# Exercise description
Records follow. Pull out every line that contains "Tailwind".

# Source records
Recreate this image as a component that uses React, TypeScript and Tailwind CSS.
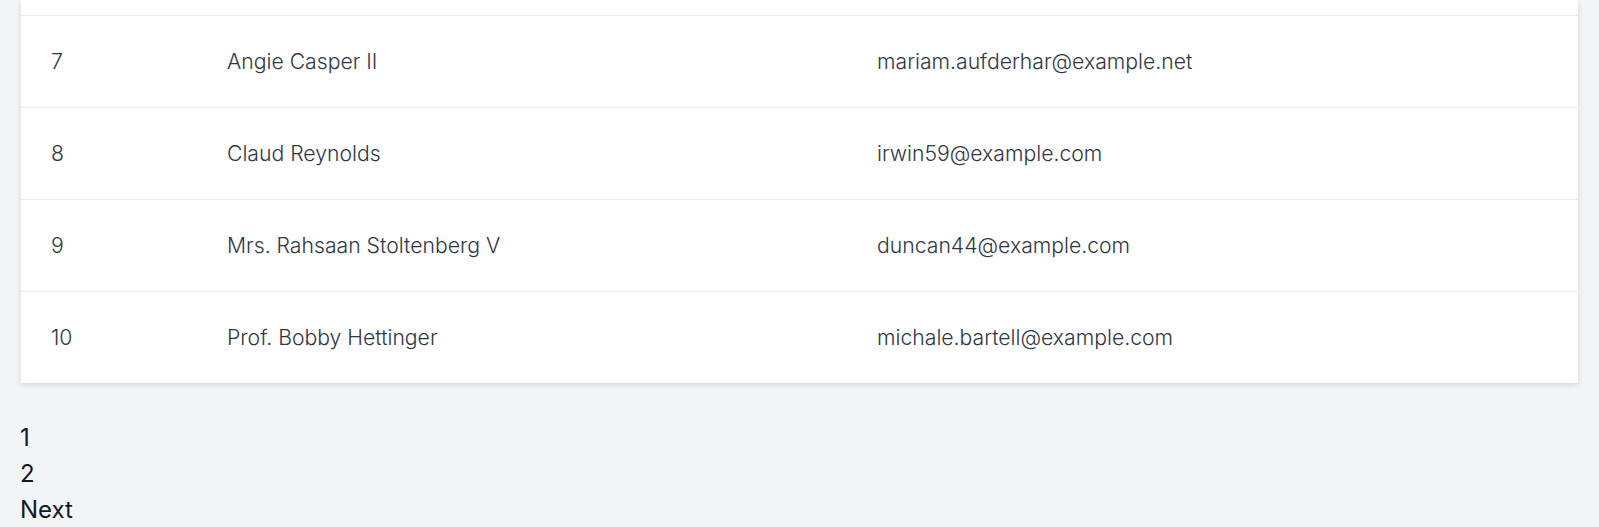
const rows = [
  { id: 7, name: "Angie Casper II", email: "mariam.aufderhar@example.net" },
  { id: 8, name: "Claud Reynolds", email: "irwin59@example.com" },
  { id: 9, name: "Mrs. Rahsaan Stoltenberg V", email: "duncan44@example.com" },
  { id: 10, name: "Prof. Bobby Hettinger", email: "michale.bartell@example.com" },
]

export default function App() {
  return (
    <div className="min-h-[527px] bg-[#f3f4f6] font-['Inter','Liberation_Sans',sans-serif]">
      <div className="mx-[21px] bg-white shadow-[0_2px_6px_rgba(0,0,0,0.12)]">
        <div className="h-[15px]" />
        {rows.map((r) => (
          <div
            key={r.id}
            className="grid h-[92px] grid-cols-[176px_650px_1fr] items-center border-t border-[#ececef] px-[30px] text-[21.2px] font-light text-[#2f3746]"
          >
            <span>{r.id}</span>
            <span>{r.name}</span>
            <span>{r.email}</span>
          </div>
        ))}
      </div>
      <div className="mt-[37px] px-[20px] text-[24px] leading-[36px] text-[#111827]">
        <div>1</div>
        <div>2</div>
        <div>Next</div>
      </div>
    </div>
  )
}
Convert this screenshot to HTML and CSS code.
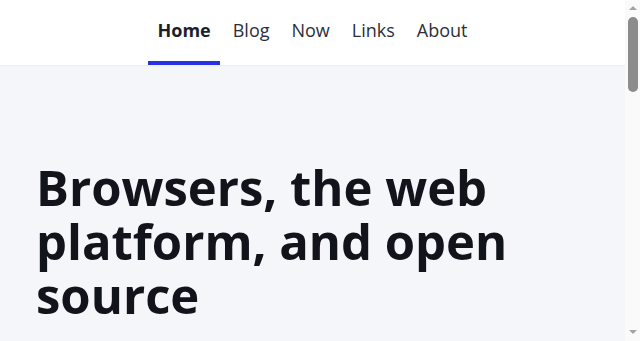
FILE: index.html
```html
<!DOCTYPE html>
<html lang="en">
  <head>
    <meta charset="UTF-8" />
    <meta name="viewport" content="width=device-width, initial-scale=1.0" />
    <title>Browsers, the web platform, and open source</title>
    <link rel="stylesheet" href="styles.css">
  </head>
  <body>
    <header class="topo">
      <nav class="menu">
        <a href="#" class="menu-link ativo">Home</a>
        <a href="#" class="menu-link">Blog</a>
        <a href="#" class="menu-link">Now</a>
        <a href="#" class="menu-link">Links</a>
        <a href="#" class="menu-link">About</a>
      </nav>
    </header>

    <main class="conteudo">
      <section class="destaque">
        <h1>Browsers, the web platform, and open source</h1>
      </section>
      <section class="corpo"></section>
    </main>

    <div class="rolagem" aria-hidden="true">
      <span class="seta seta-cima"></span>
      <span class="polegar"></span>
      <span class="seta seta-baixo"></span>
    </div>
  </body>
</html>
```

FILE: styles.css
```css
body {
  margin: 0;
  padding-right: 15px;
  background-color: #f5f6f9;
  font-family: "Open Sans", sans-serif;
  color: #11141b;
}

.topo {
  background-color: #ffffff;
  height: 65px;
  box-shadow: 0 1px 2px rgba(0, 0, 0, 0.04);
}

.menu {
  display: flex;
  justify-content: center;
  gap: 4px;
  height: 100%;
}

.menu-link {
  display: flex;
  align-items: center;
  padding: 0 9px 2px;
  border-bottom: 4px solid transparent;
  box-sizing: border-box;
  font-size: 18px;
  color: #2a2f3a;
  text-decoration: none;
}

.menu-link.ativo {
  font-weight: 700;
  color: #1c1f27;
  border-bottom-color: #2633e0;
}

.destaque {
  padding: 95px 36px 40px;
}

.destaque h1 {
  margin: 0;
  font-size: 49px;
  line-height: 54px;
  font-weight: 700;
}

.corpo {
  min-height: 1000px;
}

/* barra de rolagem desenhada */
.rolagem {
  position: fixed;
  top: 0;
  right: 0;
  width: 15px;
  height: 100vh;
  background-color: #fafafa;
  display: flex;
  flex-direction: column;
  align-items: center;
}

.seta {
  width: 0;
  height: 0;
  border-left: 4px solid transparent;
  border-right: 4px solid transparent;
}

.seta-cima {
  margin-top: 6px;
  border-bottom: 4px solid #a3a3a3;
}

.seta-baixo {
  margin-top: auto;
  margin-bottom: 7px;
  border-top: 4px solid #a3a3a3;
}

.polegar {
  margin-top: 7px;
  width: 10px;
  height: 75px;
  border-radius: 5px;
  background-color: #8c8c8c;
}
```
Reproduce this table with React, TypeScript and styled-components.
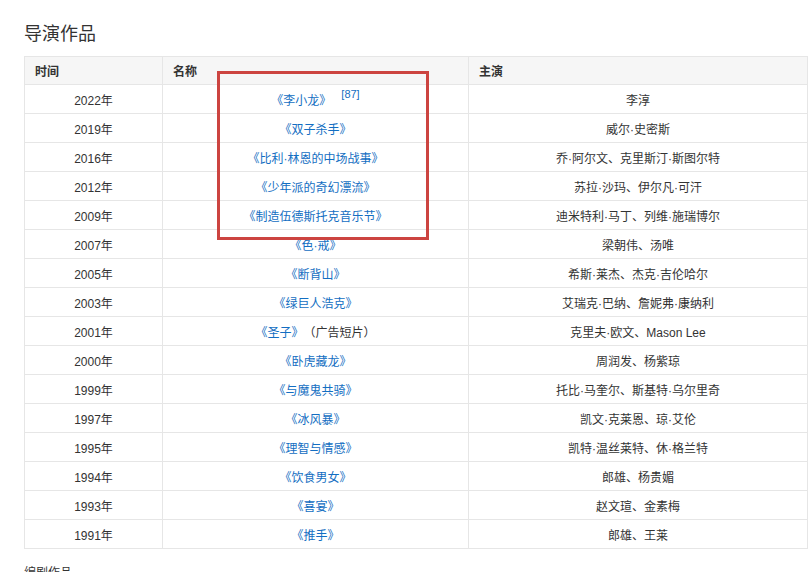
import React from "react";
import styled, {createGlobalStyle} from "styled-components";

type Work = {
    year: string
    title: string
    note?: string
    cite?: string
    cast: string
}

const works: Work[] = [
    {year: '2022年', title: '《李小龙》', cite: '[87]', cast: '李淳'},
    {year: '2019年', title: '《双子杀手》', cast: '威尔·史密斯'},
    {year: '2016年', title: '《比利·林恩的中场战事》', cast: '乔·阿尔文、克里斯汀·斯图尔特'},
    {year: '2012年', title: '《少年派的奇幻漂流》', cast: '苏拉·沙玛、伊尔凡·可汗'},
    {year: '2009年', title: '《制造伍德斯托克音乐节》', cast: '迪米特利·马丁、列维·施瑞博尔'},
    {year: '2007年', title: '《色·戒》', cast: '梁朝伟、汤唯'},
    {year: '2005年', title: '《断背山》', cast: '希斯·莱杰、杰克·吉伦哈尔'},
    {year: '2003年', title: '《绿巨人浩克》', cast: '艾瑞克·巴纳、詹妮弗·康纳利'},
    {year: '2001年', title: '《圣子》', note: '（广告短片）', cast: '克里夫·欧文、Mason Lee'},
    {year: '2000年', title: '《卧虎藏龙》', cast: '周润发、杨紫琼'},
    {year: '1999年', title: '《与魔鬼共骑》', cast: '托比·马奎尔、斯基特·乌尔里奇'},
    {year: '1997年', title: '《冰风暴》', cast: '凯文·克莱恩、琼·艾伦'},
    {year: '1995年', title: '《理智与情感》', cast: '凯特·温丝莱特、休·格兰特'},
    {year: '1994年', title: '《饮食男女》', cast: '郎雄、杨贵媚'},
    {year: '1993年', title: '《喜宴》', cast: '赵文瑄、金素梅'},
    {year: '1991年', title: '《推手》', cast: '郎雄、王莱'},
]

export default function App() {
    return <Page>
        <GlobalStyle/>
        <Title>导演作品</Title>
        <TableWrap>
            <Table>
                <colgroup>
                    <col style={{width: 138}}/>
                    <col style={{width: 306}}/>
                    <col style={{width: 339}}/>
                </colgroup>
                <thead>
                <tr>
                    <Th>时间</Th>
                    <Th>名称</Th>
                    <Th>主演</Th>
                </tr>
                </thead>
                <tbody>
                {works.map(w => <tr key={w.year + w.title}>
                    <Td>{w.year}</Td>
                    <Td>
                        <Link>{w.title}</Link>
                        {w.note && <Note>{w.note}</Note>}
                        {w.cite && <Cite>{w.cite}</Cite>}
                    </Td>
                    <Td>{w.cast}</Td>
                </tr>)}
                </tbody>
            </Table>
            {/* annotation box drawn over the table */}
            <Highlight/>
        </TableWrap>
        <SubTitle>编剧作品</SubTitle>
    </Page>
}

const GlobalStyle = createGlobalStyle`
  html, body {
    margin: 0;
    background: #fff;
    overflow: hidden;
  }
  body {
    font-family: "Liberation Sans", Arial, "Noto Sans CJK SC", sans-serif;
    color: #333;
  }
`

const Page = styled.div`
  padding: 22px 4px 0 24px;
`

const Title = styled.h2`
  margin: 0 0 10px;
  font-size: 18px;
  line-height: 24px;
  font-weight: normal;
  color: #333;
`

const TableWrap = styled.div`
  position: relative;
  width: 783px;
`

const Table = styled.table`
  width: 783px;
  border-collapse: collapse;
  table-layout: fixed;
  font-size: 12px;
`

const Th = styled.th`
  height: 27px;
  padding: 0 10px;
  background: #f6f6f6;
  border: 1px solid #e6e6e6;
  text-align: left;
  font-weight: bold;
  color: #333;
`

const Td = styled.td`
  height: 28px;
  padding: 0 10px;
  border: 1px solid #e6e6e6;
  text-align: center;
  color: #333;
`

const Link = styled.span`
  color: #136ec2;
`

const Note = styled.span`
  margin-left: 6px;
`

const Cite = styled.sup`
  margin-left: 10px;
  font-size: 11px;
  color: #136ec2;
  position: relative;
  top: -2px;
`

const Highlight = styled.div`
  position: absolute;
  left: 193px;
  top: 15px;
  width: 206px;
  height: 163px;
  border: 3px solid #cc4440;
  pointer-events: none;
`

const SubTitle = styled.div`
  margin-top: 16px;
  font-size: 12px;
  line-height: 16px;
  color: #333;
`
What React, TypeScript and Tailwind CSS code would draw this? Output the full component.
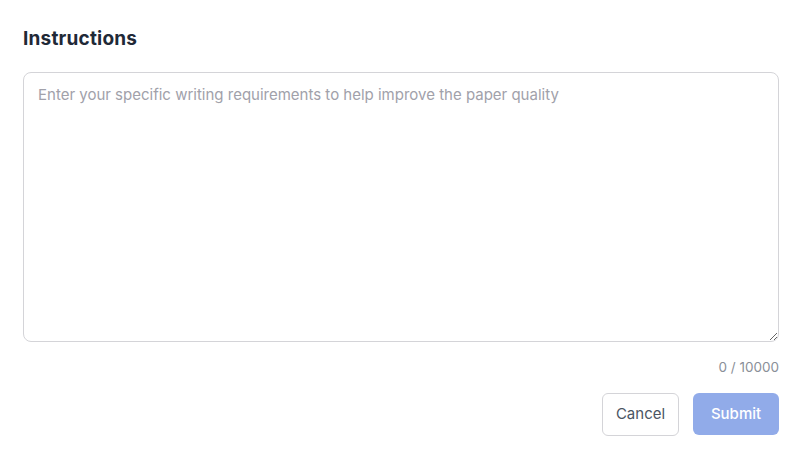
import React from "react";

export default function App() {
  return (
    <div className="w-[791px] h-[460px] bg-white pl-[23px] pr-[12px] pt-[26px]" style={{ fontFamily: "Inter, 'Noto Sans', sans-serif" }}>
      <h2 className="text-[19px] font-bold text-[#1f2937] leading-[26px] tracking-[0.2px]">Instructions</h2>
      <textarea
        className="mt-[20px] block w-full h-[270px] rounded-[8px] border border-[#d4d4d8] px-[14px] py-[11px] text-[15px] leading-[22px] text-[#1f2937] placeholder:text-[#a1a1aa] outline-none"
        placeholder="Enter your specific writing requirements to help improve the paper quality"
      />
      <div className="mt-[16px] text-right text-[13.5px] leading-[18px] text-[#8a8f98]">0 / 10000</div>
      <div className="mt-[17px] flex justify-end gap-[14px]">
        <button className="h-[43px] w-[77px] rounded-[6px] border border-[#d4d4d8] bg-white text-[15px] text-[#4b5563]">Cancel</button>
        <button className="h-[42px] w-[86px] rounded-[6px] bg-[#91abe9] text-[15px] font-medium text-white">Submit</button>
      </div>
    </div>
  );
}
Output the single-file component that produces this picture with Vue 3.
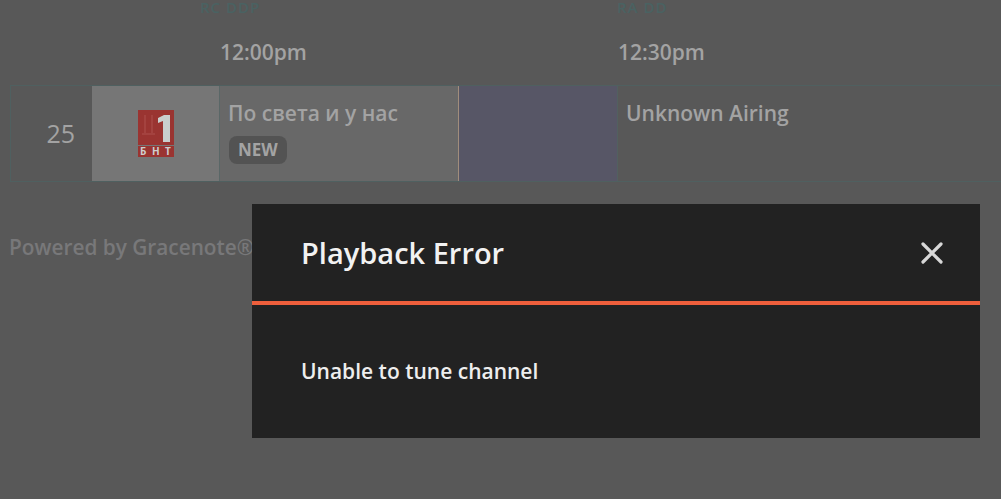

# Solution below
Recreate this image as a component that uses React, TypeScript and Tailwind CSS.
What React, TypeScript and Tailwind CSS code would draw this? Output the full component.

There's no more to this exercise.